Direct/ambient surround-sound recording may use more than the three front and the two surround mics; whatever configuration is needed, do what it takes to get the optimal sound pickup. However many mics are employed, pay careful attention to how their signals are delegated (see 19-79); otherwise the sonic results could be a mishmash.

19-79 Signal delegation for a symphony orchestra in (a) stereo and (b) surround sound.

The direct surround-sound miking approach uses microphone arrays especially designed for surround-sound pickup. The array may be used to record individual instruments or groups of instruments or to pick up the sound of an entire ensemble (see 19-80 and 19-81). Direct miking tends to center the listener more “inside” the music by placing the voicings side-to-side across the front and from the front speakers to the surrounds. Or the spatial imaging may be in a horseshoe shape, with the listener centered at or somewhat inside its base. Among the direct surround-sound microphone arrays available are the SoundField 5.1 microphone system, the Atmos 5.1 system, and the Holophone (see Chapter 4).

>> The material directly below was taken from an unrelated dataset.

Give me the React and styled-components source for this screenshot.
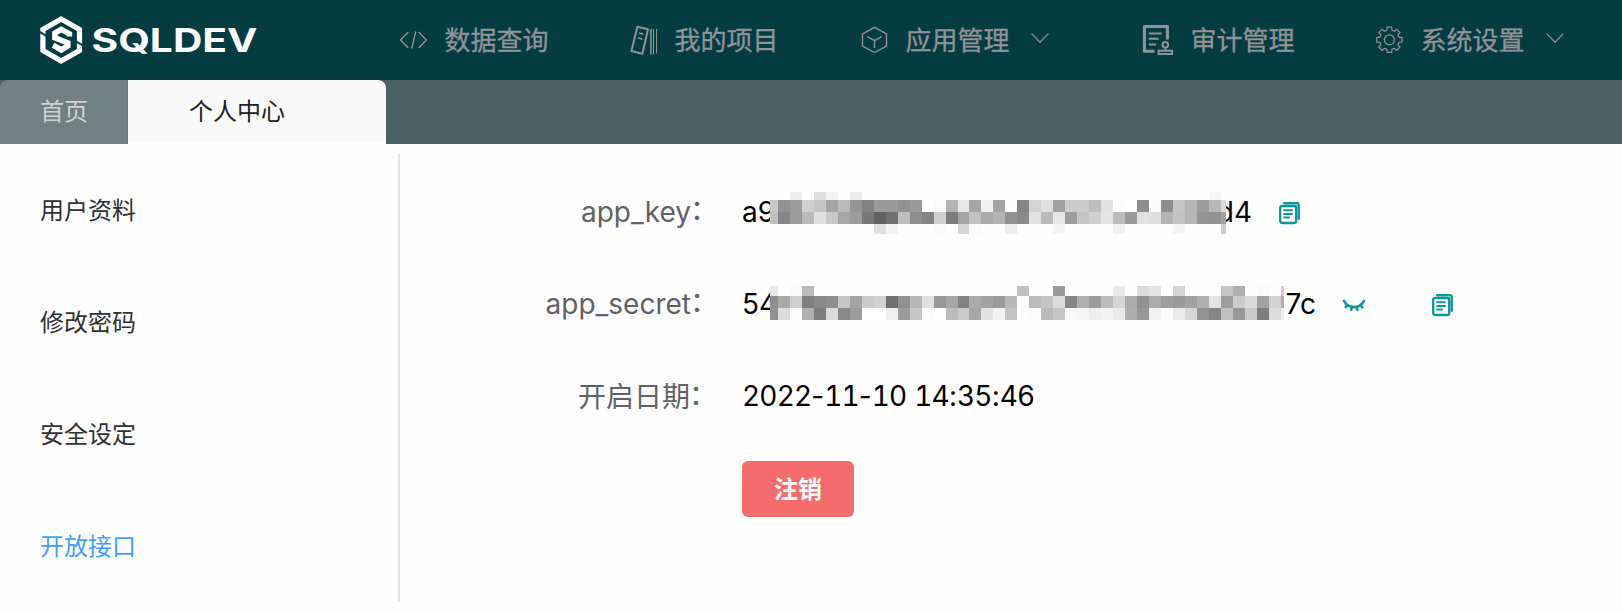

19-80 Using a surround-sound microphone system on drums.

19-81 Miking a jazz combo with the KFM 360 surround microphone system. Two modified Schoeps KFM omnidirectional mics are mounted on opposite sides of a 7-inch sphere. Two bidirectional mics are mounted on either side of the sphere next to the omni mics, facing front and rear. In recording, the omni and bidirectional mics are summed to produce a frontal cardioid pickup and differenced to produce a rear cardioid pickup. The front and rear separation is controlled by adjusting the relative levels of the front and rear signals.